Let me give you another example. There are different disciplines in a school. When we hire someone, it’s normal for that individual to think they are the most important and deserving of the highest salary. But what is the truth? The survey data on AACSB tells me the average salary in each discipline in the U.S. Thus, we know what it’s like in other schools for reference. For instance, accounting and finance are important, so lecturers in this discipline are well paid, especially new assistant professors. Therefore, I can adjust my pay scale accordingly, which also means, if I want to hire internationally, I can do so. My point is, AACSB not only enables us to network, it also has many other resources open to its members. It provides you with a lot of data, materials, references, and case studies, from which you can learn a lot. Of course, they are only for reference. You can form your own ideas and adjust them according to your situation. But undeniably, the reference is of great help.

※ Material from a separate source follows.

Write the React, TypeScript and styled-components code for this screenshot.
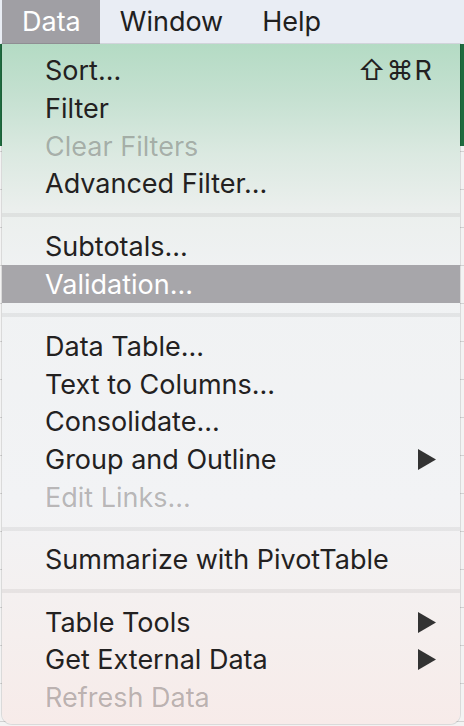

Finally, the accreditation process with AACSB is quite different from others because a mentor will be assigned to help you. A mentor is different from a reviewer, as a reviewer will only tell you if you have met the standards or not. That’s not consultancy. But most of the time, we want to know why we didn’t meet the standard and how we could improve. A mentor, on the other hand, stays with you as your school grows and provides you with a lot of ideas and suggestions. With a mentor’s help, a school is able to meet the standards quickly. Further, once our business school became accredited, I, too, was able to become a mentor for other schools. I shared with them many best practices in China. Even though the context in the U.S. or Europe is different from us, I still advise other schools to give our ways a try, as it might work. And if our methods work in another school, we can learn and benefit from the school’s success. So this opportunity is very important to me.
Fan Wang is a professor of operations and information management at Sun Yat-sen Business School in Guangzhou, China.